--- start Recorded data ---

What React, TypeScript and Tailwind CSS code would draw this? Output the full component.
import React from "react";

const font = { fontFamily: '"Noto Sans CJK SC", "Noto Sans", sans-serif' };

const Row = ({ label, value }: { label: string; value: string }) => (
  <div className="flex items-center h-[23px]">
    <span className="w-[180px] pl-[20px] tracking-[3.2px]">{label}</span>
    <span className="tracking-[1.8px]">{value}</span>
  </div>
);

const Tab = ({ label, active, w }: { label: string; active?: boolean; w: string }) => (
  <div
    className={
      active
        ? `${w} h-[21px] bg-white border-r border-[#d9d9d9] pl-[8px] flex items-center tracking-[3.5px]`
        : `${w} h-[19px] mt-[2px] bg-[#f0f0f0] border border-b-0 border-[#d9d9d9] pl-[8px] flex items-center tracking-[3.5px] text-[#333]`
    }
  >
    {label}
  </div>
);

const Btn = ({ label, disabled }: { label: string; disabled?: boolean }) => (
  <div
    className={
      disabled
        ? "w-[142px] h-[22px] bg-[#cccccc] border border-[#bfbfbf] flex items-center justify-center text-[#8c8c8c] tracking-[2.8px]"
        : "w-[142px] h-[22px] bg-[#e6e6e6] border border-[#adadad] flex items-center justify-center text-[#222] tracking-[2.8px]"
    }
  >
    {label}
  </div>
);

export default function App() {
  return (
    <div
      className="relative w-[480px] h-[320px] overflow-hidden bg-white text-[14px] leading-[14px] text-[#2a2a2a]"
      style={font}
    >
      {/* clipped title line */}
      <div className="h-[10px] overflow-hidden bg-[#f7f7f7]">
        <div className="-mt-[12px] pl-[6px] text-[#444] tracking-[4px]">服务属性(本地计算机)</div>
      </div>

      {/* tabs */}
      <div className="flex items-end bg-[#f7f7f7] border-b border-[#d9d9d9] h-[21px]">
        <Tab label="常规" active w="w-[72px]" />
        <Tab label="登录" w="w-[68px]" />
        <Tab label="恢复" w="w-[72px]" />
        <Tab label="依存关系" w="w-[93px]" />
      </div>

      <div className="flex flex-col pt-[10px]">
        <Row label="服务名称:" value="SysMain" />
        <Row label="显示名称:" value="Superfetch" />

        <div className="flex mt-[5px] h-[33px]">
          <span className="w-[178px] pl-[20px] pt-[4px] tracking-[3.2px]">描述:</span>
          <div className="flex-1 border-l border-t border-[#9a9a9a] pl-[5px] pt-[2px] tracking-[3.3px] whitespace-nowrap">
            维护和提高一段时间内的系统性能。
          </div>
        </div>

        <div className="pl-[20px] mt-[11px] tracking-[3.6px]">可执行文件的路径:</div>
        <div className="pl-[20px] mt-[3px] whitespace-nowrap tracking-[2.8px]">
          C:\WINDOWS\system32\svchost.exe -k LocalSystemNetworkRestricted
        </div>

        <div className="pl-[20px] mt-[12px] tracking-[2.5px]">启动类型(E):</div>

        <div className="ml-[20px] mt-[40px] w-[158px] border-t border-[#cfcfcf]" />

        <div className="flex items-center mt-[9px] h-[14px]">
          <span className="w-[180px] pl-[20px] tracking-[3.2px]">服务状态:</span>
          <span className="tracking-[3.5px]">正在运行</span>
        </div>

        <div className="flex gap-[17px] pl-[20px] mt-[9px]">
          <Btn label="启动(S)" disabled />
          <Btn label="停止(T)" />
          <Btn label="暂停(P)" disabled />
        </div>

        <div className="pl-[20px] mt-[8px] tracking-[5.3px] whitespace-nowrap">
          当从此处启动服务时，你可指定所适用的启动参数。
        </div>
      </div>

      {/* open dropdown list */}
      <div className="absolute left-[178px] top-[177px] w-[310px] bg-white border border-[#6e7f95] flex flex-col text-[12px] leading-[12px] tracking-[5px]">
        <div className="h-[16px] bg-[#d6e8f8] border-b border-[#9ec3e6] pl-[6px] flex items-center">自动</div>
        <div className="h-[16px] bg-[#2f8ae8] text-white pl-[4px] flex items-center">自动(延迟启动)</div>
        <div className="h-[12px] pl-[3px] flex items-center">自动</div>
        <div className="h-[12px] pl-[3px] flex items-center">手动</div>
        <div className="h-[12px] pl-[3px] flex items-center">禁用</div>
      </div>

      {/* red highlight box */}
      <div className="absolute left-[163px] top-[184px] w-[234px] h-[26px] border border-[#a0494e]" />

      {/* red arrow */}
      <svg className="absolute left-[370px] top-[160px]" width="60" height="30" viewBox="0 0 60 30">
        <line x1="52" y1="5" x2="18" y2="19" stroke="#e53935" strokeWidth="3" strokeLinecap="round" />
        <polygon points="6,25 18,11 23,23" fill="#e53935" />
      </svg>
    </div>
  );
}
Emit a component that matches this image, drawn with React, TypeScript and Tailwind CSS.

--- end Recorded data ---

Give every line of the material that includes the string "Tailwind".

Result of the task
What React, TypeScript and Tailwind CSS code would draw this? Output the full component.
Emit a component that matches this image, drawn with React, TypeScript and Tailwind CSS.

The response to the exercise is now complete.